* Exercise task *
Your copy of the material must match it exactly, except that pictures are dropped.
::: Data lines
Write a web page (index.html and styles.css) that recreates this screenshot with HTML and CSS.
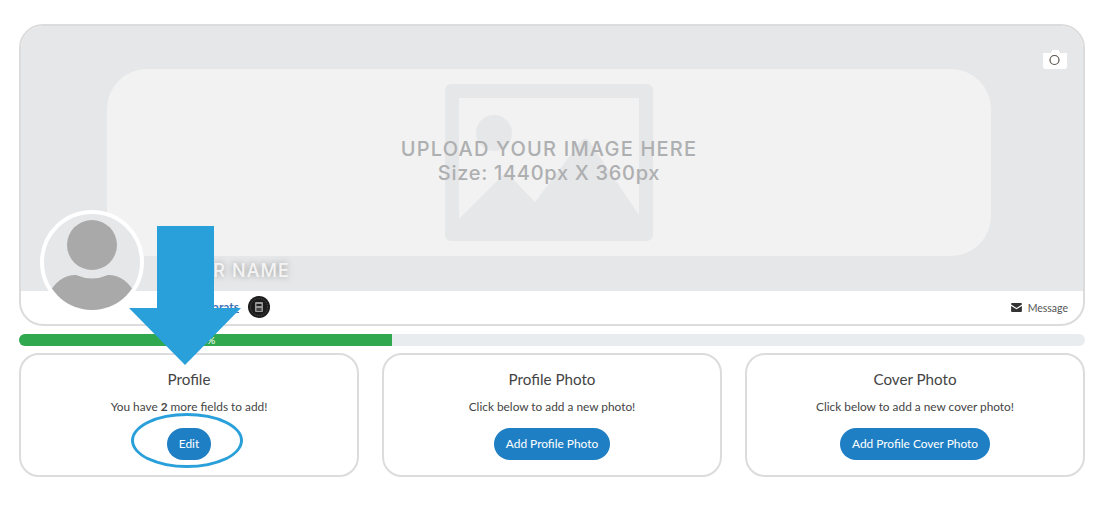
FILE: index.html
```html
<!DOCTYPE html>
<html>
<head>
    <title>Profile</title>
    <link rel="stylesheet" href="styles.css">
</head>
<body>
    <div class="container">
        <div class="hero">
            <div class="cover">
                <div class="upload-panel">
                    <svg class="upload-icon" viewBox="0 0 208 157">
                        <path fill-rule="evenodd" d="M6 0H202a6 6 0 0 1 6 6V151a6 6 0 0 1-6 6H6a6 6 0 0 1-6-6V6a6 6 0 0 1 6-6ZM14 14V135L61 88L90 118L136 57Q140 52 144 57L194 131V14Z"/>
                        <circle cx="49" cy="49" r="18"/>
                    </svg>
                    <div class="upload-text">
                        <div class="upload-title">UPLOAD YOUR IMAGE HERE</div>
                        <div class="upload-size">Size: 1440px X 360px</div>
                    </div>
                </div>
                <svg class="camera" viewBox="0 0 26 22">
                    <path class="camera-body" d="M1 5H8L10 2H17L19 5H25V20Q25 21 24 21H2Q1 21 1 20Z"/>
                    <circle class="camera-lens" cx="12.500" cy="12" r="4.500"/>
                </svg>
                <div class="hero-name">YOUR NAME</div>
            </div>
            <div class="hero-bar">
                <div class="hero-links">
                    <a class="carats" href="#">0 Carats</a>
                    <svg class="badge" viewBox="0 0 22 22">
                        <circle cx="11" cy="11" r="11" fill="#1c1c1c"/>
                        <circle cx="11" cy="11" r="8.500" fill="none" stroke="#555" stroke-dasharray="1 1"/>
                        <rect x="7" y="6" width="8" height="10" rx="1" fill="#999"/>
                        <rect x="8.500" y="8" width="5" height="2" fill="#222"/>
                        <rect x="8.500" y="12" width="5" height="3" fill="#444"/>
                    </svg>
                </div>
                <div class="message">
                    <svg class="message-icon" viewBox="0 0 12 10">
                        <path d="M0 1Q0 0 1 0H11Q12 0 12 1V1.800L6 5.500L0 1.800Z"/>
                        <path d="M0 3.200L6 7L12 3.200V9Q12 10 11 10H1Q0 10 0 9Z"/>
                    </svg>
                    Message
                </div>
            </div>
            <div class="avatar">
                <svg viewBox="0 0 96 96">
                    <circle cx="48" cy="31" r="25" fill="#a9a9a9"/>
                    <path d="M4 82C10 68 20 61 32 61Q48 68 64 61C76 61 86 68 92 82Q74 100 48 100Q22 100 4 82Z" fill="#a9a9a9"/>
                </svg>
            </div>
        </div>

        <div class="progress">
            <div class="progress-fill" style="width: 35%">35%</div>
        </div>

        <div class="cards">
            <div class="card">
                <h2>Profile</h2>
                <p>You have <b>2</b> more fields to add!</p>
                <a class="card-button" href="#">Edit</a>
            </div>
            <div class="card">
                <h2>Profile Photo</h2>
                <p>Click below to add a new photo!</p>
                <a class="card-button" href="#">Add Profile Photo</a>
            </div>
            <div class="card">
                <h2>Cover Photo</h2>
                <p>Click below to add a new cover photo!</p>
                <a class="card-button" href="#">Add Profile Cover Photo</a>
            </div>
        </div>

        <!-- tutorial arrow and ring drawn on top of the page -->
        <svg class="callout-arrow" viewBox="0 0 112 139">
            <path d="M28 0H85V82H112L56 139L0 82H28Z"/>
        </svg>
        <div class="callout-ring"></div>
    </div>
</body>
</html>
```

FILE: styles.css
```css
body {
    margin: 0;
    font-family: Lato, Arial, sans-serif;
    background-color: #fff;
    color: #444;
}

.container {
    position: relative;
    width: 1066px;
    height: 484px;
    padding: 24px 0 0 19px;
}

.hero {
    position: relative;
    height: 302px;
    box-sizing: border-box;
    border: 2px solid #dcdcdc;
    border-radius: 24px;
    overflow: hidden;
}

.cover {
    position: relative;
    height: 265px;
    box-sizing: border-box;
    padding: 43px 92px 0 86px;
    background-color: #e6e7e8;
}

.upload-panel {
    position: relative;
    display: flex;
    align-items: center;
    justify-content: center;
    height: 187px;
    border-radius: 40px;
    background-color: #f2f2f2;
}

.upload-icon {
    width: 208px;
    height: 157px;
    fill: #e6e7e8;
}

.upload-text {
    position: absolute;
    top: 68px;
    left: 0;
    right: 0;
    text-align: center;
    font-family: Inter, Arial, sans-serif;
    font-size: 20px;
    font-weight: 500;
    line-height: 24px;
    color: #aeafb1;
}

.upload-title {
    letter-spacing: 1.2px;
}

.upload-size {
    letter-spacing: 0.7px;
}

.camera {
    position: absolute;
    top: 22px;
    right: 15px;
    width: 26px;
    height: 22px;
    filter: drop-shadow(0.5px 0.5px 0.5px #8a7a66);
}

.camera-body {
    fill: #fff;
}

.camera-lens {
    fill: none;
    stroke: #5a5048;
    stroke-width: 1.200;
}

.hero-name {
    position: absolute;
    left: 150px;
    bottom: 10px;
    font-family: Inter, Arial, sans-serif;
    font-size: 18px;
    font-weight: 500;
    letter-spacing: 1.1px;
    color: #f4f4f4;
    text-shadow: 0 0 6px rgba(0, 0, 0, 0.35);
}

.hero-bar {
    display: flex;
    align-items: center;
    justify-content: space-between;
    height: 33px;
    padding: 0 15px 0 174px;
}

.hero-links {
    display: flex;
    align-items: center;
    gap: 9px;
    margin-bottom: 2px;
}

.carats {
    font-size: 12px;
    font-weight: bold;
    color: #3f72b5;
    text-decoration: underline;
}

.badge {
    width: 22px;
    height: 22px;
}

.message {
    display: flex;
    align-items: center;
    gap: 6px;
    font-size: 10.500px;
    color: #555;
}

.message-icon {
    width: 11px;
    height: 9px;
    fill: #333;
}

.avatar {
    position: absolute;
    left: 19px;
    top: 184px;
    width: 96px;
    height: 96px;
    border: 4px solid #fff;
    border-radius: 50%;
    background-color: #e6e7e8;
    overflow: hidden;
}

.avatar svg {
    display: block;
    width: 96px;
    height: 96px;
}

.progress {
    height: 12px;
    margin-top: 8px;
    border-radius: 6px;
    background-color: #e9ecef;
    overflow: hidden;
}

.progress-fill {
    height: 12px;
    line-height: 12px;
    text-align: center;
    font-size: 10px;
    color: #fff;
    background-color: #2fa84f;
}

.cards {
    display: flex;
    gap: 23px;
    margin-top: 7px;
}

.card {
    flex: 1;
    height: 124px;
    box-sizing: border-box;
    border: 2px solid #dcdcdc;
    border-radius: 20px;
    text-align: center;
}

.card h2 {
    margin: 15px 0 0;
    font-size: 15.200px;
    font-weight: 400;
    line-height: 18px;
}

.card p {
    margin: 10px 0 0;
    font-size: 11.850px;
    line-height: 18px;
}

.card-button {
    display: inline-block;
    margin-top: 12px;
    padding: 0 12px;
    height: 32px;
    line-height: 32px;
    border-radius: 16px;
    font-size: 11.900px;
    color: #fff;
    text-decoration: none;
    background-color: #1f7fc4;
}

.callout-arrow {
    position: absolute;
    left: 129px;
    top: 226px;
    width: 112px;
    height: 139px;
    fill: #29a0da;
}

.callout-ring {
    position: absolute;
    left: 131px;
    top: 413px;
    width: 112px;
    height: 55px;
    box-sizing: border-box;
    border: 3.500px solid #29a0da;
    border-radius: 50%;
}
```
::::::
* Problem solution *
Write a web page (index.html and styles.css) that recreates this screenshot with HTML and CSS.
FILE: index.html
```html
<!DOCTYPE html>
<html>
<head>
    <title>Profile</title>
    <link rel="stylesheet" href="styles.css">
</head>
<body>
    <div class="container">
        <div class="hero">
            <div class="cover">
                <div class="upload-panel">
                    <svg class="upload-icon" viewBox="0 0 208 157">
                        <path fill-rule="evenodd" d="M6 0H202a6 6 0 0 1 6 6V151a6 6 0 0 1-6 6H6a6 6 0 0 1-6-6V6a6 6 0 0 1 6-6ZM14 14V135L61 88L90 118L136 57Q140 52 144 57L194 131V14Z"/>
                        <circle cx="49" cy="49" r="18"/>
                    </svg>
                    <div class="upload-text">
                        <div class="upload-title">UPLOAD YOUR IMAGE HERE</div>
                        <div class="upload-size">Size: 1440px X 360px</div>
                    </div>
                </div>
                <svg class="camera" viewBox="0 0 26 22">
                    <path class="camera-body" d="M1 5H8L10 2H17L19 5H25V20Q25 21 24 21H2Q1 21 1 20Z"/>
                    <circle class="camera-lens" cx="12.500" cy="12" r="4.500"/>
                </svg>
                <div class="hero-name">YOUR NAME</div>
            </div>
            <div class="hero-bar">
                <div class="hero-links">
                    <a class="carats" href="#">0 Carats</a>
                    <svg class="badge" viewBox="0 0 22 22">
                        <circle cx="11" cy="11" r="11" fill="#1c1c1c"/>
                        <circle cx="11" cy="11" r="8.500" fill="none" stroke="#555" stroke-dasharray="1 1"/>
                        <rect x="7" y="6" width="8" height="10" rx="1" fill="#999"/>
                        <rect x="8.500" y="8" width="5" height="2" fill="#222"/>
                        <rect x="8.500" y="12" width="5" height="3" fill="#444"/>
                    </svg>
                </div>
                <div class="message">
                    <svg class="message-icon" viewBox="0 0 12 10">
                        <path d="M0 1Q0 0 1 0H11Q12 0 12 1V1.800L6 5.500L0 1.800Z"/>
                        <path d="M0 3.200L6 7L12 3.200V9Q12 10 11 10H1Q0 10 0 9Z"/>
                    </svg>
                    Message
                </div>
            </div>
            <div class="avatar">
                <svg viewBox="0 0 96 96">
                    <circle cx="48" cy="31" r="25" fill="#a9a9a9"/>
                    <path d="M4 82C10 68 20 61 32 61Q48 68 64 61C76 61 86 68 92 82Q74 100 48 100Q22 100 4 82Z" fill="#a9a9a9"/>
                </svg>
            </div>
        </div>

        <div class="progress">
            <div class="progress-fill" style="width: 35%">35%</div>
        </div>

        <div class="cards">
            <div class="card">
                <h2>Profile</h2>
                <p>You have <b>2</b> more fields to add!</p>
                <a class="card-button" href="#">Edit</a>
            </div>
            <div class="card">
                <h2>Profile Photo</h2>
                <p>Click below to add a new photo!</p>
                <a class="card-button" href="#">Add Profile Photo</a>
            </div>
            <div class="card">
                <h2>Cover Photo</h2>
                <p>Click below to add a new cover photo!</p>
                <a class="card-button" href="#">Add Profile Cover Photo</a>
            </div>
        </div>

        <!-- tutorial arrow and ring drawn on top of the page -->
        <svg class="callout-arrow" viewBox="0 0 112 139">
            <path d="M28 0H85V82H112L56 139L0 82H28Z"/>
        </svg>
        <div class="callout-ring"></div>
    </div>
</body>
</html>
```

FILE: styles.css
```css
body {
    margin: 0;
    font-family: Lato, Arial, sans-serif;
    background-color: #fff;
    color: #444;
}

.container {
    position: relative;
    width: 1066px;
    height: 484px;
    padding: 24px 0 0 19px;
}

.hero {
    position: relative;
    height: 302px;
    box-sizing: border-box;
    border: 2px solid #dcdcdc;
    border-radius: 24px;
    overflow: hidden;
}

.cover {
    position: relative;
    height: 265px;
    box-sizing: border-box;
    padding: 43px 92px 0 86px;
    background-color: #e6e7e8;
}

.upload-panel {
    position: relative;
    display: flex;
    align-items: center;
    justify-content: center;
    height: 187px;
    border-radius: 40px;
    background-color: #f2f2f2;
}

.upload-icon {
    width: 208px;
    height: 157px;
    fill: #e6e7e8;
}

.upload-text {
    position: absolute;
    top: 68px;
    left: 0;
    right: 0;
    text-align: center;
    font-family: Inter, Arial, sans-serif;
    font-size: 20px;
    font-weight: 500;
    line-height: 24px;
    color: #aeafb1;
}

.upload-title {
    letter-spacing: 1.2px;
}

.upload-size {
    letter-spacing: 0.7px;
}

.camera {
    position: absolute;
    top: 22px;
    right: 15px;
    width: 26px;
    height: 22px;
    filter: drop-shadow(0.5px 0.5px 0.5px #8a7a66);
}

.camera-body {
    fill: #fff;
}

.camera-lens {
    fill: none;
    stroke: #5a5048;
    stroke-width: 1.200;
}

.hero-name {
    position: absolute;
    left: 150px;
    bottom: 10px;
    font-family: Inter, Arial, sans-serif;
    font-size: 18px;
    font-weight: 500;
    letter-spacing: 1.1px;
    color: #f4f4f4;
    text-shadow: 0 0 6px rgba(0, 0, 0, 0.35);
}

.hero-bar {
    display: flex;
    align-items: center;
    justify-content: space-between;
    height: 33px;
    padding: 0 15px 0 174px;
}

.hero-links {
    display: flex;
    align-items: center;
    gap: 9px;
    margin-bottom: 2px;
}

.carats {
    font-size: 12px;
    font-weight: bold;
    color: #3f72b5;
    text-decoration: underline;
}

.badge {
    width: 22px;
    height: 22px;
}

.message {
    display: flex;
    align-items: center;
    gap: 6px;
    font-size: 10.500px;
    color: #555;
}

.message-icon {
    width: 11px;
    height: 9px;
    fill: #333;
}

.avatar {
    position: absolute;
    left: 19px;
    top: 184px;
    width: 96px;
    height: 96px;
    border: 4px solid #fff;
    border-radius: 50%;
    background-color: #e6e7e8;
    overflow: hidden;
}

.avatar svg {
    display: block;
    width: 96px;
    height: 96px;
}

.progress {
    height: 12px;
    margin-top: 8px;
    border-radius: 6px;
    background-color: #e9ecef;
    overflow: hidden;
}

.progress-fill {
    height: 12px;
    line-height: 12px;
    text-align: center;
    font-size: 10px;
    color: #fff;
    background-color: #2fa84f;
}

.cards {
    display: flex;
    gap: 23px;
    margin-top: 7px;
}

.card {
    flex: 1;
    height: 124px;
    box-sizing: border-box;
    border: 2px solid #dcdcdc;
    border-radius: 20px;
    text-align: center;
}

.card h2 {
    margin: 15px 0 0;
    font-size: 15.200px;
    font-weight: 400;
    line-height: 18px;
}

.card p {
    margin: 10px 0 0;
    font-size: 11.850px;
    line-height: 18px;
}

.card-button {
    display: inline-block;
    margin-top: 12px;
    padding: 0 12px;
    height: 32px;
    line-height: 32px;
    border-radius: 16px;
    font-size: 11.900px;
    color: #fff;
    text-decoration: none;
    background-color: #1f7fc4;
}

.callout-arrow {
    position: absolute;
    left: 129px;
    top: 226px;
    width: 112px;
    height: 139px;
    fill: #29a0da;
}

.callout-ring {
    position: absolute;
    left: 131px;
    top: 413px;
    width: 112px;
    height: 55px;
    box-sizing: border-box;
    border: 3.500px solid #29a0da;
    border-radius: 50%;
}
```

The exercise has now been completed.